Bill Gates spent decades trying to understand Steve Jobs. When asked what he'd learned, the best he could manage was that Jobs had "intuitive taste, both for people and products" that seemed "magical." The smartest technologist on earth couldn't reverse-engineer it.
Now here's where it gets interesting.
Taste doesn't stay small.
One good decision leads to another, and another, and if the person making them has a consistent point of view, those decisions start to cohere. They start to feel like they belong to the same place. The jaggery dish is ceramic, not steel. The guest book has a rubber band, not a clasp. No signboard. No milk. The menu is a "lot card." None of these are branding choices made in a strategy meeting. They're the accumulated result of one person's taste, expressed through hundreds of small decisions over time.

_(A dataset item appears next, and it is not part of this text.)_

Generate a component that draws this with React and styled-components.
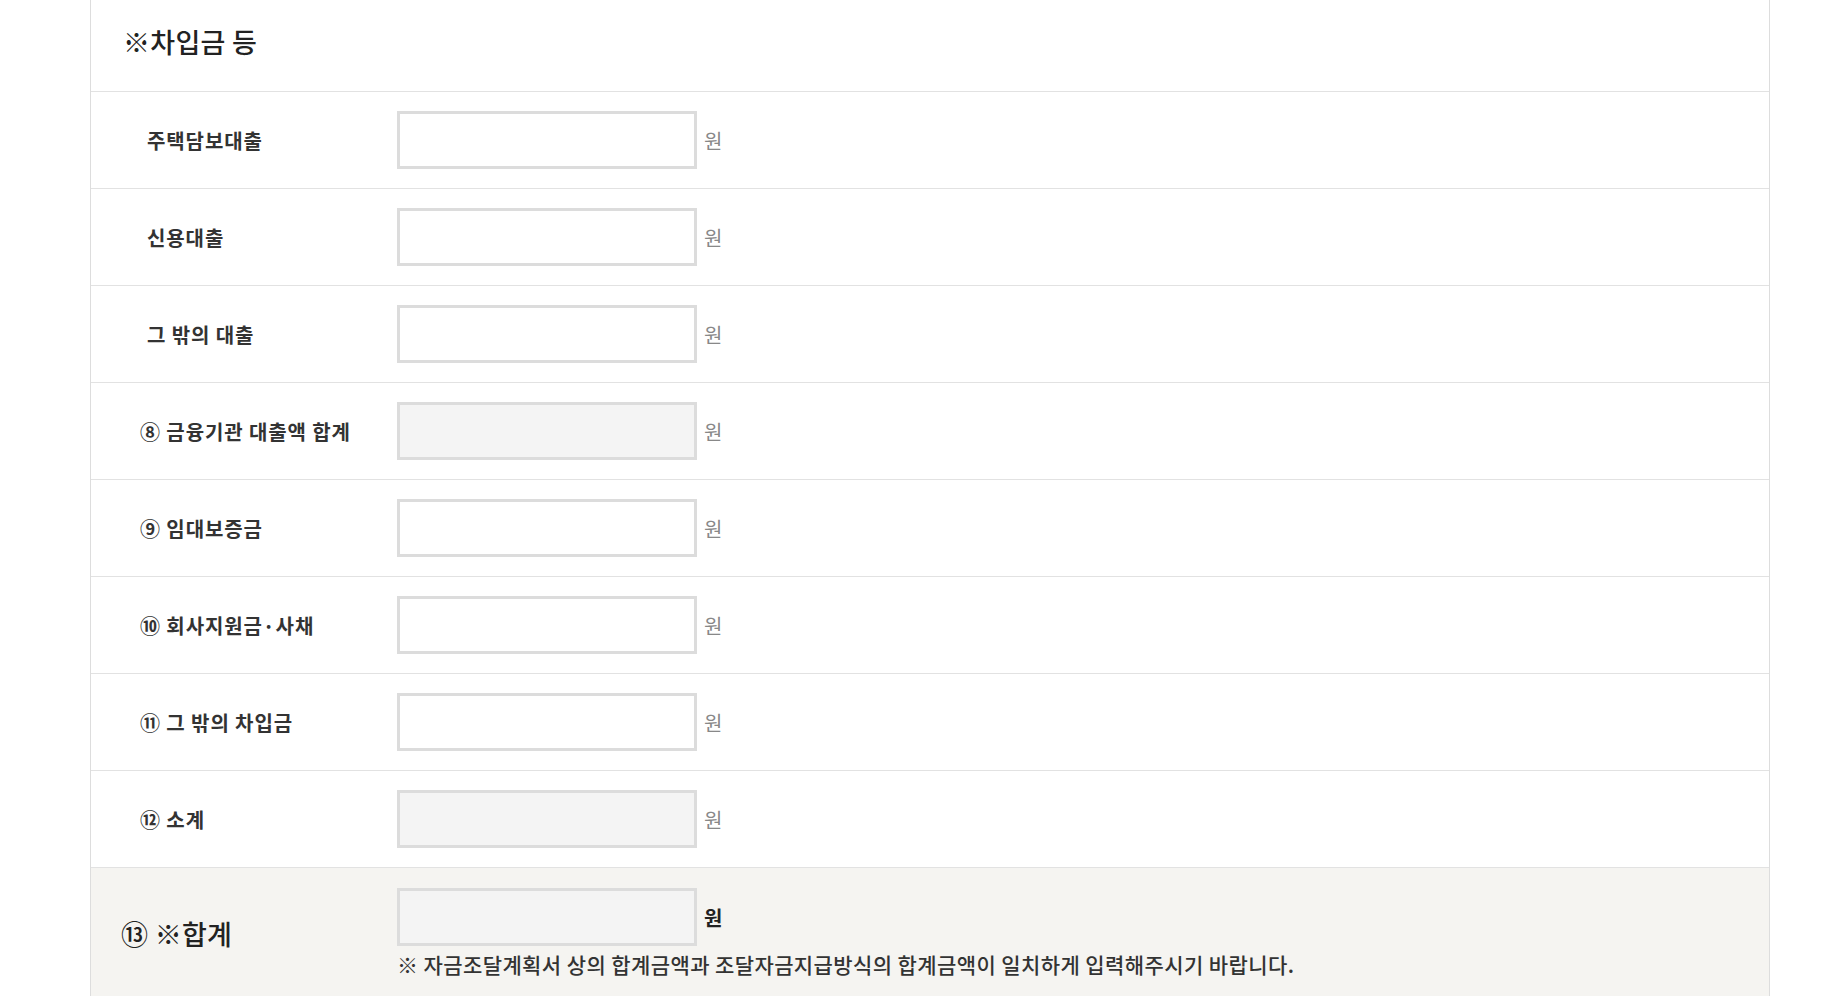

When those decisions are consistent enough, they stop being choices and start becoming a world.
That's the leap.
A world is what happens when taste compounds.
A world has 5 components. Slow (fictional, bear with me) had all of them.
1. Ideology. A specific belief, strong enough to say no to things. Slow's ideology was never written on a wall, but you felt it in every detail: coffee is a serious act, and seriousness requires restraint. Every decision flowed from a single conviction to say no.
2. Vocabulary. The words you use that people start borrowing. Aye Myint didn't serve "espressos." He did "steeps" and "pours." The menu was a "lot card." The best world-building vocabulary makes people feel "that's a better word for it." And then they start using it without thinking. That unprompted borrowing is the clearest sign a world is working.
3. Artifacts. The things that anchor you inside a world and make it real. In Slow, it was the ceramic jaggery dish, the leather guest book, the handmade lot card. Artifacts work the same way digitally. Stripe built a publishing house. Michelin made a restaurant guide. Both are objects so specific to their maker's worldview that they became cultural landmarks. An artifact anchors you in a world and keeps pulling you back.
4. Texture. The aesthetic and emotional consistency that makes every touchpoint feel like it belongs to the same place. Bare plaster walls. Mismatched chairs. The scarred teak counter. The rubber band. None of these were "design choices" in the way a branding agency would make them. They were consequences of the ideology.
5. Inhabitants. A world needs people. But you don't collect them. They self-select. Notice how Slow's inhabitants arrived: someone told someone told someone. And the chain had a specific quality. Each person was the kind of person who'd value a room like that. They didn't come looking for good coffee. They came because someone told them "there's a room you need to sit in."
Are you still thinking about the coffee room though?
Good. That pull, that lingering want for a place that was never real, is the whole argument in miniature.
Now imagine building that feeling around your actual work. Your brand. Your product. Your company. Something that could only have been built by someone with your specific taste, your specific set of refusals, your specific point of view.
Build worlds!
The people who belong in yours are already looking for it. They just need a room to walk into.